It's interesting how much disagreement I hear about these subjects. I have read multiple comments saying 5th Edition combats are very easy, and other comments saying 5th Edition combats are hard. I have also read multiple comments that the hit point recovery rate is too generous, and multiple comments that say no. Some say the average fight takes a short time, and others a lot longer.

Even more interesting is the fact that 5th Edition seems to be universally okay, though. Maybe it is just easy to adjust the difficulty to get where you want it, and the hit point rate.

Not everyone has the same willingness to make a change. There is something to be said for playing the game by the book. So some people who dislike the rate will accept it.

Now getting to the substance of your post, I think that regardless how you envision hit points, if they return quickly it can take away challenge and any sense you can have of getting injured in D&D, however little that may be. They're still your characters' hit points, and they still represent how much damage you can take. The character will know he can just take a long rest and recover.
 

This is only the case if you have easy access to a cleric. If you don't have one of those, it can take weeks to recover. Which is totally a thing that could happen.
Sure, but that just creates a huge divide between groups with and without a cleric. A cleric-less group can't have the same kinds of adventures that a group with a cleric can. If an adventure is challenging for a party with a cleric, a party without a cleric doesn't stand a chance. Someone has to play the healer. That is straight-up poor game design, and not something from the past I want to revisit.

That being said, I agree that Lingering Wounds is probably a good way to represent physical injury in 5E, especially if you decide that Cure Wounds can actually cure wounds.
I've seen a lingering wounds table that actually categorizes wounds as light, serious, critical, and so on. That way, cure light wounds cures light wounds, cure serious wounds cures serious wounds, and so on. It's pretty sweet. You could also reverse it, so inflict wounds actually inflicts wounds.
 

Due to the dissatisfaction with the Hit Point bloat of 5e and the forced High Magic Setting (Cantrips, Potions of Healing, so many Spellcasting Classes...etc) one of my players has opted to run a Westeros-styled campaign mostly using 2e, with modifications.

Rolling for Abilities, No THACO, Savings Throws redone so they're not these abstract numbers, Magic pulled back, increased Weapon & Non-Weapon Proficiencies for classes, using Attribute split in Skills and Powers, Armour prevents damage (does not add to AC), and there is no ridiculous Hit Point bloat (standard men have d8, large men 2d8, giants 4d8 and dragons 8d8).

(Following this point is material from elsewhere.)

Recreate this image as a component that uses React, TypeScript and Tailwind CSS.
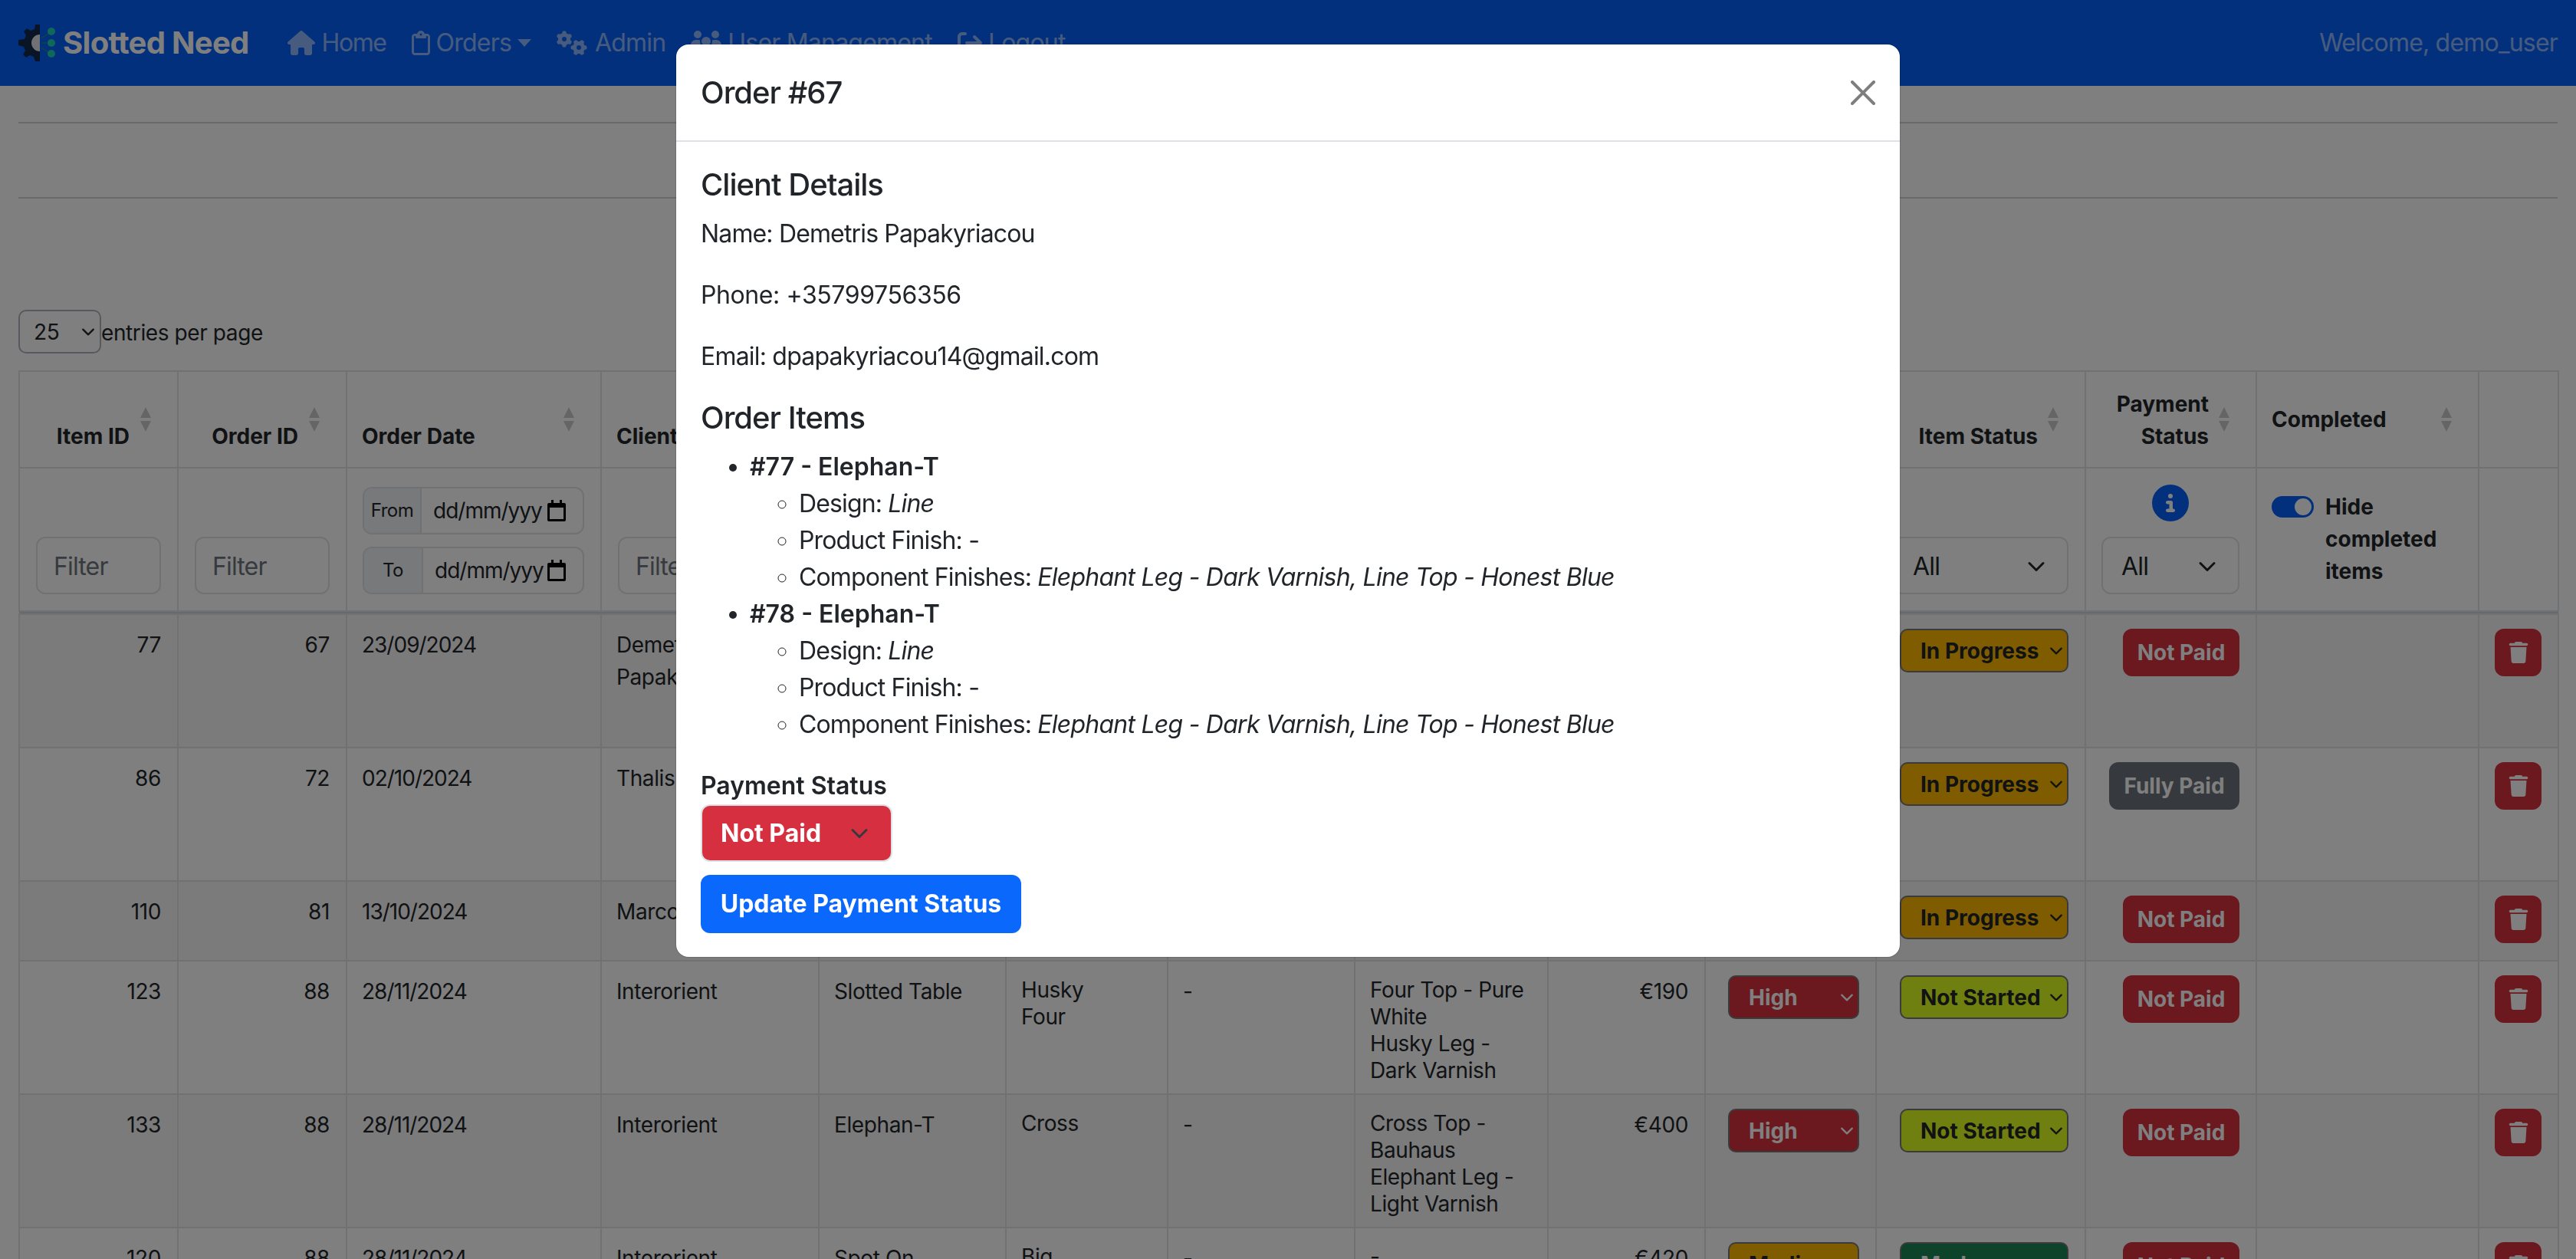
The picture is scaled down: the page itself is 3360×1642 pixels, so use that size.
import { FaHouse, FaRegClipboard, FaGears, FaUsers, FaArrowRightFromBracket, FaCircleInfo, FaTrash } from "react-icons/fa6";

type Row = {
  item: number;
  order: number;
  date: string;
  client: string;
  product: string;
  design: string[];
  finish: string;
  comps: string[];
  price: string;
  priority: string;
  status: string;
  paid: string;
  height: string;
};

const rows: Row[] = [
  { item: 77, order: 67, date: "23/09/2024", client: "Demetris Papakyriacou", product: "Elephan-T", design: ["Line"], finish: "-", comps: ["Elephant Leg -", "Dark Varnish", "Line Top -", "Honest Blue"], price: "€350", priority: "Medium", status: "In Progress", paid: "Not Paid", height: "h-[174px]" },
  { item: 86, order: 72, date: "02/10/2024", client: "Thalis Georgiou", product: "Slotted Table", design: ["Husky", "Four"], finish: "-", comps: ["Four Top - Pure", "White", "Husky Leg -", "Dark Varnish"], price: "€190", priority: "Medium", status: "In Progress", paid: "Fully Paid", height: "h-[174px]" },
  { item: 110, order: 81, date: "13/10/2024", client: "Marcos", product: "Spot On", design: ["Big"], finish: "-", comps: ["-"], price: "€420", priority: "Medium", status: "In Progress", paid: "Not Paid", height: "h-[104px]" },
  { item: 123, order: 88, date: "28/11/2024", client: "Interorient", product: "Slotted Table", design: ["Husky", "Four"], finish: "-", comps: ["Four Top - Pure", "White", "Husky Leg -", "Dark Varnish"], price: "€190", priority: "High", status: "Not Started", paid: "Not Paid", height: "h-[174px]" },
  { item: 133, order: 88, date: "28/11/2024", client: "Interorient", product: "Elephan-T", design: ["Cross"], finish: "-", comps: ["Cross Top -", "Bauhaus", "Elephant Leg -", "Light Varnish"], price: "€400", priority: "High", status: "Not Started", paid: "Not Paid", height: "h-[174px]" },
  { item: 120, order: 88, date: "28/11/2024", client: "Interorient", product: "Spot On", design: ["Big"], finish: "-", comps: ["-"], price: "€420", priority: "Medium", status: "Made", paid: "Not Paid", height: "h-[174px]" },
];

const selectColors: Record<string, string> = {
  High: "bg-[#d6303e] text-white",
  Medium: "bg-[#ffb800] text-[#212529]",
  "In Progress": "bg-[#ffb800] text-[#212529]",
  "Not Started": "bg-[#dfff20] text-[#212529]",
  Made: "bg-[#198754] text-white",
};

function Chevron({ size = 24, className = "" }: { size?: number; className?: string }) {
  return (
    <svg width={size} height={size} viewBox="0 0 16 16" fill="none" stroke="currentColor" strokeWidth="2" strokeLinecap="round" strokeLinejoin="round" className={className}>
      <path d="m2 5 6 6 6-6" />
    </svg>
  );
}

function SortArrows() {
  return (
    <svg width="14" height="32" viewBox="0 0 14 32" className="absolute top-[46px] right-[34px] opacity-20">
      <path d="M7 0 14 14H0Z" />
      <path d="M0 18H14L7 32Z" />
    </svg>
  );
}

function Logo() {
  return (
    <svg width="48" height="48" viewBox="0 0 48 48" className="shrink-0">
      <path d="M28 0h-6l-1 6-5 2-5-3-4 4 3 5-2 5-8 1v7l7 2 2 5-3 5 4 4 5-3 5 2 2 6h6Z" fill="#13294b" />
      <path d="M28 13a11 11 0 0 0 0 22Z" fill="#dfe3ea" />
      <path d="M30 18 43 9M30 24h13M30 30l13 9" stroke="#1a8f80" strokeWidth="1.5" fill="none" />
      <circle cx="43" cy="9" r="5" fill="#1fd0b0" />
      <circle cx="43" cy="24" r="5" fill="#1fd0b0" />
      <circle cx="43" cy="38" r="5" fill="#1fd0b0" />
    </svg>
  );
}

function CalendarIcon() {
  return (
    <svg width="24" height="28" viewBox="0 0 24 28" className="shrink-0">
      <path d="M5 0h3v4h8V0h3v4h3a2 2 0 0 1 2 2v20a2 2 0 0 1-2 2H2a2 2 0 0 1-2-2V6a2 2 0 0 1 2-2h3Zm-2 10v15h18V10Z" fillRule="evenodd" />
    </svg>
  );
}

function Filter() {
  return (
    <div className="flex h-[75px] items-center rounded-[12px] border-2 border-[#dee2e6] pt-[2px] pl-[21px] text-[32px] tracking-[-0.85px] text-[#6c757d]">Filter</div>
  );
}

function DateFilter({ label, prefixWidth }: { label: string; prefixWidth: string }) {
  return (
    <div className="flex h-[62px] overflow-hidden rounded-[12px] border-2 border-[#dee2e6] text-[28px] font-normal tracking-[-1px]">
      <div className={`flex items-center justify-center border-r-2 border-[#dee2e6] bg-[#f0f2f4] text-[24px] tracking-[-0.5px] ${prefixWidth}`}>{label}</div>
      <div className="flex flex-1 items-center justify-between pr-[22px] pl-[15px]">
        <span>dd/mm/yyy</span>
        <CalendarIcon />
      </div>
    </div>
  );
}

function AllSelect({ className = "" }: { className?: string }) {
  return (
    <div className={`flex h-[75px] items-center justify-between rounded-[12px] border-2 border-[#dee2e6] pt-[2px] pr-[28px] pl-[24px] text-[32px] font-normal tracking-[-0.85px] ${className}`}>
      <span>All</span>
      <Chevron />
    </div>
  );
}

function Head({ children, className = "", align = "align-bottom" }: { children?: React.ReactNode; className?: string; align?: string }) {
  return (
    <th className={`relative border-2 border-[#dee2e6] pr-[21px] pb-[19px] pl-[19px] text-[28px] leading-[42px] font-bold ${align} ${className}`}>
      {children}
      <SortArrows />
    </th>
  );
}

function Cell({ children, className = "" }: { children?: React.ReactNode; className?: string }) {
  return <td className={`border-2 border-[#dee2e6] pt-[18px] pr-[21px] pl-[19px] align-top text-[28px] leading-[42px] tracking-[-0.4px] ${className}`}>{children}</td>;
}

function StateSelect({ value, width }: { value: string; width: string }) {
  return (
    <div className={`ml-auto flex h-[57px] items-center justify-between rounded-[10px] border-2 border-[#777777] pr-[5px] pl-[25px] text-[28px] font-bold tracking-normal ${width} ${selectColors[value]}`}>
      <span className="whitespace-nowrap">{value}</span>
      <Chevron size={18} />
    </div>
  );
}

function App() {
  return (
    <div className="relative h-[1642px] w-[3360px] overflow-hidden bg-white font-[Inter,sans-serif] text-[#212529]">
      <nav className="flex h-[112px] items-center gap-[33px] bg-[#0460fa] pr-6 pl-6 text-[32px] tracking-[-0.8px] text-white/55">
        <div className="mr-[17px] flex items-center gap-[10px]">
          <Logo />
          <span className="text-[40px] font-bold tracking-[-0.7px] text-white">Slotted Need</span>
        </div>
        <a className="flex items-center gap-[9px] tracking-[-1.4px]"><FaHouse size={36} />Home</a>
        <a className="flex items-center gap-[8px]"><FaRegClipboard size={32} className="w-[24px]" />Orders<span className="h-0 w-0 border-x-[9px] border-t-[10px] border-x-transparent border-t-current" /></a>
        <a className="flex items-center gap-[10px]"><FaGears size={40} />Admin</a>
        <a className="flex items-center gap-[8px]"><FaUsers size={40} />User Management</a>
        <a className="flex items-center gap-[8px]"><FaArrowRightFromBracket size={32} />Logout</a>
        <span className="ml-auto">Welcome, demo_user</span>
      </nav>

      <main className="px-6">
        <hr className="mt-[47px] border-t-2 border-[#ced4da]" />
        <hr className="mt-[96px] border-t-2 border-[#ced4da]" />
        <div className="mt-[145px] flex items-center text-[28px] tracking-[-0.4px]">
          <div className="flex h-[57px] w-[108px] items-center justify-between rounded-[10px] border-2 border-[#adb5bd] pr-[6px] pl-[18px]">
            <span>25</span>
            <Chevron size={18} />
          </div>
          <span className="pt-[2px]">entries per page</span>
        </div>

        <table className="mt-[22px] w-[3312px] table-fixed border-collapse">
          <colgroup>
            <col className="w-[207px]" />
            <col className="w-[220px]" />
            <col className="w-[332px]" />
            <col className="w-[284px]" />
            <col className="w-[244px]" />
            <col className="w-[211px]" />
            <col className="w-[244px]" />
            <col className="w-[252px]" />
            <col className="w-[205px]" />
            <col className="w-[223px]" />
            <col className="w-[273px]" />
            <col className="w-[223px]" />
            <col className="w-[290px]" />
            <col className="w-[104px]" />
          </colgroup>
          <thead>
            <tr className="h-[126px] border-b-2 border-b-[#aaaaaa]">
              <Head className="!pr-[62px] text-right">Item ID</Head>
              <Head className="!pr-[62px] text-right">Order ID</Head>
              <Head className="text-left">Order Date</Head>
              <Head className="text-left">Client</Head>
              <Head className="text-left">Product</Head>
              <Head className="text-left">Design</Head>
              <Head className="text-left">Finish</Head>
              <Head className="text-left">Component Finishes</Head>
              <Head className="!pr-[62px] text-right">Price</Head>
              <Head className="!pr-[62px] text-right">Priority</Head>
              <Head className="!pr-[61px] text-right">Item Status</Head>
              <Head className="!pr-[61px] text-right">Payment Status</Head>
              <Head className="text-left" align="align-middle !pb-0">Completed</Head>
              <th className="border-2 border-[#dee2e6]" />
            </tr>
            <tr className="h-[187px]">
              <td className="border-2 border-[#dee2e6] px-[21px] pb-[21px] align-bottom"><Filter /></td>
              <td className="border-2 border-[#dee2e6] px-[21px] pb-[21px] align-bottom"><Filter /></td>
              <td className="border-2 border-[#dee2e6] pr-[21px] pb-[21px] pl-[20px] align-bottom">
                <div className="flex flex-col gap-[16px]">
                  <DateFilter label="From" prefixWidth="w-[75px]" />
                  <DateFilter label="To" prefixWidth="w-[77px]" />
                </div>
              </td>
              <td className="border-2 border-[#dee2e6] px-[21px] pb-[21px] align-bottom"><Filter /></td>
              <td className="border-2 border-[#dee2e6] px-[21px] pb-[21px] align-bottom"><Filter /></td>
              <td className="border-2 border-[#dee2e6] px-[21px] pb-[21px] align-bottom"><Filter /></td>
              <td className="border-2 border-[#dee2e6] px-[21px] pb-[21px] align-bottom"><Filter /></td>
              <td className="border-2 border-[#dee2e6] px-[21px] pb-[21px] align-bottom"><Filter /></td>
              <td className="border-2 border-[#dee2e6] px-[21px] pb-[21px] align-bottom"><Filter /></td>
              <td className="border-2 border-[#dee2e6] px-[21px] pb-[21px] align-bottom"><AllSelect /></td>
              <td className="border-2 border-[#dee2e6] px-[21px] pb-[21px] align-bottom"><AllSelect className="!pl-[24px]" /></td>
              <td className="border-2 border-[#dee2e6] pr-[21px] pb-[21px] pl-[20px] align-bottom">
                <div className="flex flex-col items-center gap-[20px]">
                  <FaCircleInfo size={48} className="text-[#0560fb]" />
                  <AllSelect className="w-full" />
                </div>
              </td>
              <td className="border-2 border-[#dee2e6] pr-[21px] pl-[19px] align-middle">
                <div className="mt-[-2px] flex items-start gap-[15px] text-[28px] leading-[42px] font-bold">
                  <div className="mt-[7px] flex h-[28px] w-[55px] shrink-0 items-center justify-end rounded-full bg-[#0560fb] pr-[3px]">
                    <div className="h-[22px] w-[22px] rounded-full bg-white" />
                  </div>
                  <span>Hide completed items</span>
                </div>
              </td>
              <td className="border-2 border-[#dee2e6]" />
            </tr>
            <tr className="h-[4px] bg-[#ced4da]"><td colSpan={14} className="p-0" /></tr>
          </thead>
          <tbody>
            {rows.map((r, i) => (
              <tr key={r.item} className={`${r.height} ${i % 2 === 0 ? "bg-black/[0.03]" : ""}`}>
                <Cell className="text-right">{r.item}</Cell>
                <Cell className="text-right">{r.order}</Cell>
                <Cell className="!tracking-[-1px]">{r.date}</Cell>
                <Cell>{r.client}</Cell>
                <Cell>{r.product}</Cell>
                <Cell className="!pt-[20px] !leading-[35px]">{r.design.map((d) => <div key={d}>{d}</div>)}</Cell>
                <Cell>{r.finish}</Cell>
                <Cell className="!pt-[20px] !leading-[35px]">{r.comps.map((c) => <div key={c}>{c}</div>)}</Cell>
                <Cell className="text-right">{r.price}</Cell>
                <Cell><StateSelect value={r.priority} width="w-[171px]" /></Cell>
                <Cell><StateSelect value={r.status} width="w-[220px]" /></Cell>
                <Cell>
                  <div className={`ml-auto flex h-[62px] items-center justify-center rounded-[12px] font-bold tracking-normal text-white ${r.paid === "Not Paid" ? "w-[152px] bg-[#d6303e]" : "w-[170px] bg-[#6c757d]"}`}>{r.paid}</div>
                </Cell>
                <Cell />
                <Cell>
                  <div className="ml-auto flex h-[62px] w-[61px] items-center justify-center rounded-[12px] bg-[#d6303e] text-white"><FaTrash size={28} /></div>
                </Cell>
              </tr>
            ))}
          </tbody>
        </table>
      </main>

      <div className="fixed inset-0 bg-black/50">
        <div className="mx-auto mt-[58px] h-[1190px] w-[1596px] rounded-[16px] bg-white shadow-[0_0_2px_rgba(0,0,0,0.4)]">
          <div className="flex h-[127px] items-center justify-between border-b-2 border-[#dee2e6] px-[32px]">
            <h5 className="text-[40px] font-medium tracking-[-1px]">Order #67</h5>
            <svg width="32" height="32" viewBox="0 0 16 16" className="opacity-50">
              <path d="M.293.293a1 1 0 0 1 1.414 0L8 6.586 14.293.293a1 1 0 1 1 1.414 1.414L9.414 8l6.293 6.293a1 1 0 0 1-1.414 1.414L8 9.414l-6.293 6.293a1 1 0 0 1-1.414-1.414L6.586 8 .293 1.707a1 1 0 0 1 0-1.414z" />
            </svg>
          </div>
          <div className="px-[32px] pt-[32px] text-[32px] leading-[48px] tracking-[-0.85px]">
            <h5 className="mb-[16px] text-[40px] font-medium tracking-[-1px]">Client Details</h5>
            <p className="mb-[32px]">Name: Demetris Papakyriacou</p>
            <p className="mb-[32px] tracking-[-0.4px]">Phone: +35799756356</p>
            <p className="mb-[32px] tracking-[-0.8px]">Email: dpapakyriacou14@gmail.com</p>
            <h5 className="mb-[16px] text-[40px] font-medium tracking-[-1px]">Order Items</h5>
            <ul className="mb-[32px] list-disc pl-[64px]">
              {[77, 78].map((n) => (
                <li key={n}>
                  <strong className="font-semibold tracking-normal">#{n} - Elephan-T</strong>
                  <ul className="list-[circle] pl-[64px]">
                    <li>Design: <em>Line</em></li>
                    <li>Product Finish: -</li>
                    <li>Component Finishes: <em className="tracking-[-0.75px]">Elephant Leg - Dark Varnish, Line Top - Honest Blue</em></li>
                  </ul>
                </li>
              ))}
            </ul>
            <label className="block font-semibold tracking-normal">Payment Status</label>
            <div className="flex h-[75px] w-[250px] items-center justify-between rounded-[12px] border-2 border-[#dee2e6] bg-[#d62f3f] pr-[29px] pl-[24px] font-bold tracking-normal text-white">
              <span>Not Paid</span>
              <Chevron className="text-[#343a40]" />
            </div>
            <button className="mt-[17px] flex h-[76px] w-[418px] items-center justify-center rounded-[12px] bg-[#0b68fd] font-bold tracking-normal text-white">Update Payment Status</button>
          </div>
        </div>
      </div>
    </div>
  );
}

export default App;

Everyone's armour classes is around 10-15 (depending on Dexterity and Shields).

So it keeps Bound Accuracy and we can incorporate the Advantage/Disadvantage Mechanic.
We are going to use Weapon vs Armour benefits, Speed Factor and Armour Weight Allowance to determine if one's movement is affected during combat and Called Shots. Hopefully this doesn't slow combat, right now its all theoretical.

I'm thinking it might provide that grittiness our group desires and that we have been missing with the last few editions.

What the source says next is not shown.